**SUPPLIED INFORMATION:**

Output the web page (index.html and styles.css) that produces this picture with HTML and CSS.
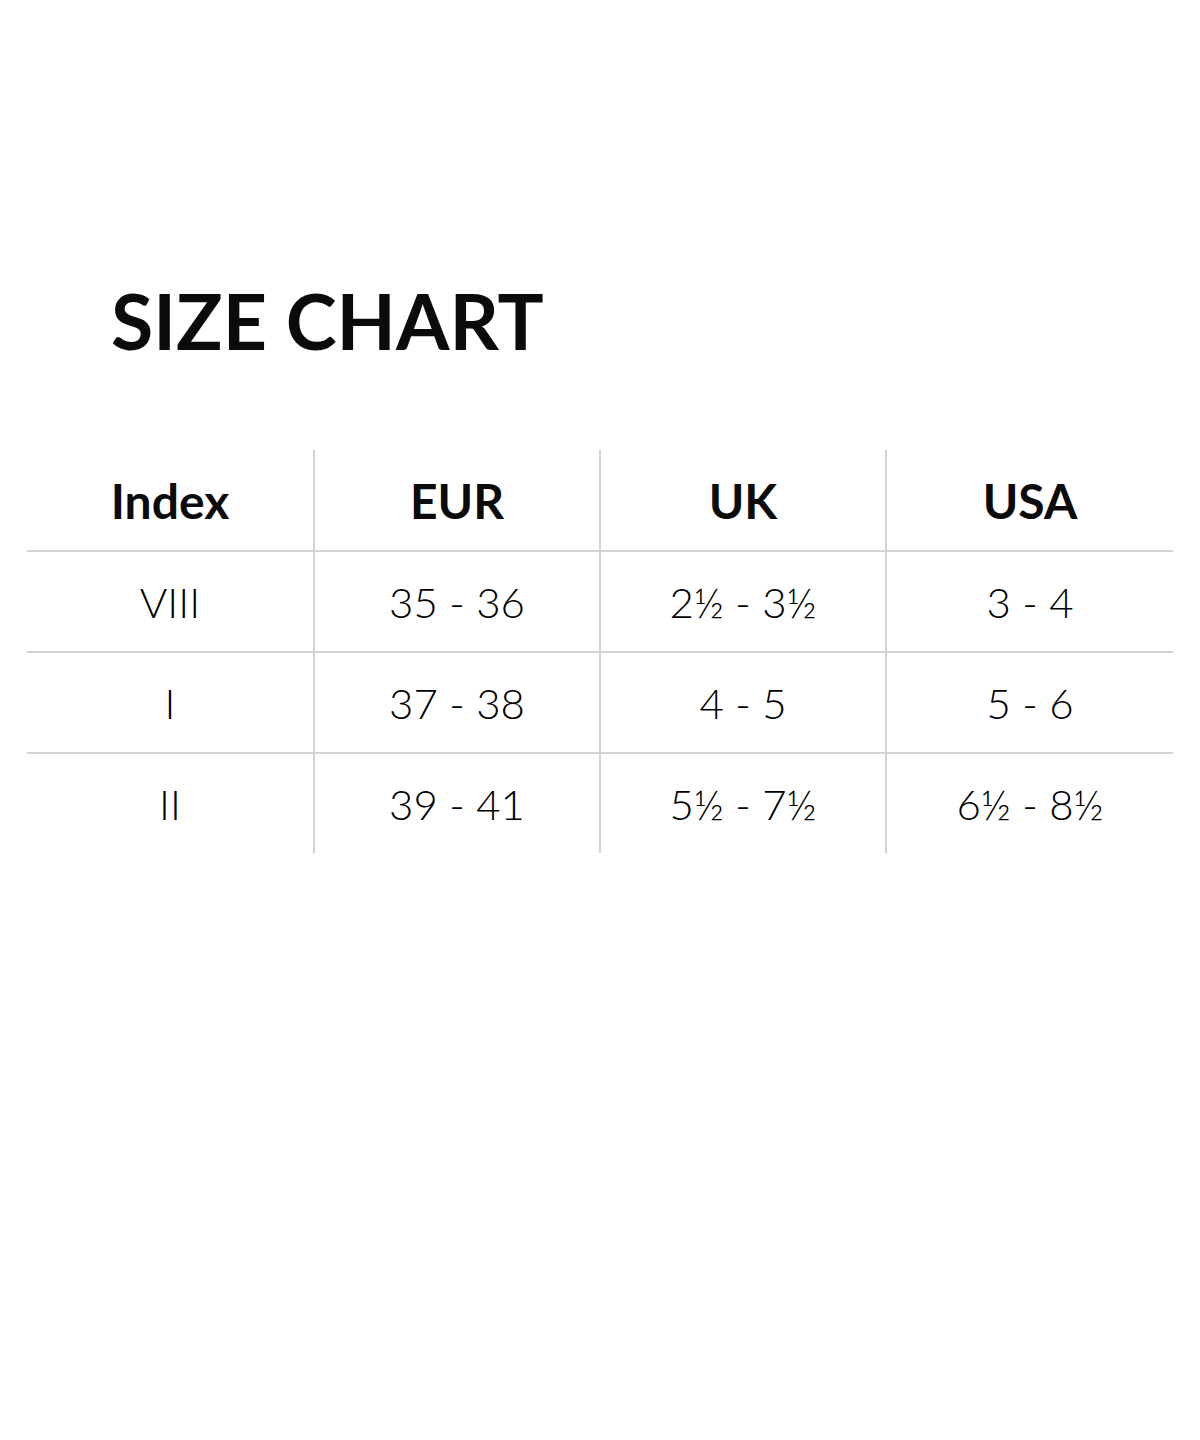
FILE: index.html
```html
<!DOCTYPE html>
<html lang="en">
<head>
<meta charset="utf-8">
<title>Size Chart</title>
<link rel="stylesheet" href="styles.css">
</head>
<body>
<main class="page">
  <h1 class="title">SIZE CHART</h1>
  <div class="chart">
    <div class="cell head">Index</div>
    <div class="cell head v">EUR</div>
    <div class="cell head v">UK</div>
    <div class="cell head v">USA</div>

    <div class="cell row">VIII</div>
    <div class="cell row v">35 - 36</div>
    <div class="cell row v">2½ - 3½</div>
    <div class="cell row v">3 - 4</div>

    <div class="cell row">I</div>
    <div class="cell row v">37 - 38</div>
    <div class="cell row v">4 - 5</div>
    <div class="cell row v">5 - 6</div>

    <div class="cell row">II</div>
    <div class="cell row v">39 - 41</div>
    <div class="cell row v">5½ - 7½</div>
    <div class="cell row v">6½ - 8½</div>
  </div>
</main>
</body>
</html>
```

FILE: styles.css
```css
html, body {
  margin: 0;
  padding: 0;
  background: #ffffff;
}

.page {
  width: 1200px;
  height: 1440px;
  padding-top: 276px;
  box-sizing: border-box;
  font-family: "Lato", "Liberation Sans", sans-serif;
  color: #0b0b0b;
}

.title {
  margin: 0 0 0 111px;
  font-size: 77px;
  font-weight: 700;
  line-height: 88px;
  letter-spacing: 0;
}

.chart {
  margin: 86px 0 0 27px;
  width: 1146px;
  display: grid;
  grid-template-columns: 286px 286px 286px 288px;
  grid-template-rows: 100px 101px 101px 101px;
}

.cell {
  display: flex;
  align-items: center;
  justify-content: center;
  box-sizing: border-box;
}

.v {
  border-left: 2px solid #d2d2d2;
}

.head {
  font-size: 48px;
  font-weight: 700;
}

.row {
  border-top: 2px solid #d2d2d2;
  font-size: 42px;
  font-weight: 300;
  color: #000000;
}
```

**EXERCISE GOAL:** Set down all the data again exactly as above, pictures excluded.

**OUTPUT OF THE EXERCISE:**
Output the web page (index.html and styles.css) that produces this picture with HTML and CSS.
FILE: index.html
```html
<!DOCTYPE html>
<html lang="en">
<head>
<meta charset="utf-8">
<title>Size Chart</title>
<link rel="stylesheet" href="styles.css">
</head>
<body>
<main class="page">
  <h1 class="title">SIZE CHART</h1>
  <div class="chart">
    <div class="cell head">Index</div>
    <div class="cell head v">EUR</div>
    <div class="cell head v">UK</div>
    <div class="cell head v">USA</div>

    <div class="cell row">VIII</div>
    <div class="cell row v">35 - 36</div>
    <div class="cell row v">2½ - 3½</div>
    <div class="cell row v">3 - 4</div>

    <div class="cell row">I</div>
    <div class="cell row v">37 - 38</div>
    <div class="cell row v">4 - 5</div>
    <div class="cell row v">5 - 6</div>

    <div class="cell row">II</div>
    <div class="cell row v">39 - 41</div>
    <div class="cell row v">5½ - 7½</div>
    <div class="cell row v">6½ - 8½</div>
  </div>
</main>
</body>
</html>
```

FILE: styles.css
```css
html, body {
  margin: 0;
  padding: 0;
  background: #ffffff;
}

.page {
  width: 1200px;
  height: 1440px;
  padding-top: 276px;
  box-sizing: border-box;
  font-family: "Lato", "Liberation Sans", sans-serif;
  color: #0b0b0b;
}

.title {
  margin: 0 0 0 111px;
  font-size: 77px;
  font-weight: 700;
  line-height: 88px;
  letter-spacing: 0;
}

.chart {
  margin: 86px 0 0 27px;
  width: 1146px;
  display: grid;
  grid-template-columns: 286px 286px 286px 288px;
  grid-template-rows: 100px 101px 101px 101px;
}

.cell {
  display: flex;
  align-items: center;
  justify-content: center;
  box-sizing: border-box;
}

.v {
  border-left: 2px solid #d2d2d2;
}

.head {
  font-size: 48px;
  font-weight: 700;
}

.row {
  border-top: 2px solid #d2d2d2;
  font-size: 42px;
  font-weight: 300;
  color: #000000;
}
```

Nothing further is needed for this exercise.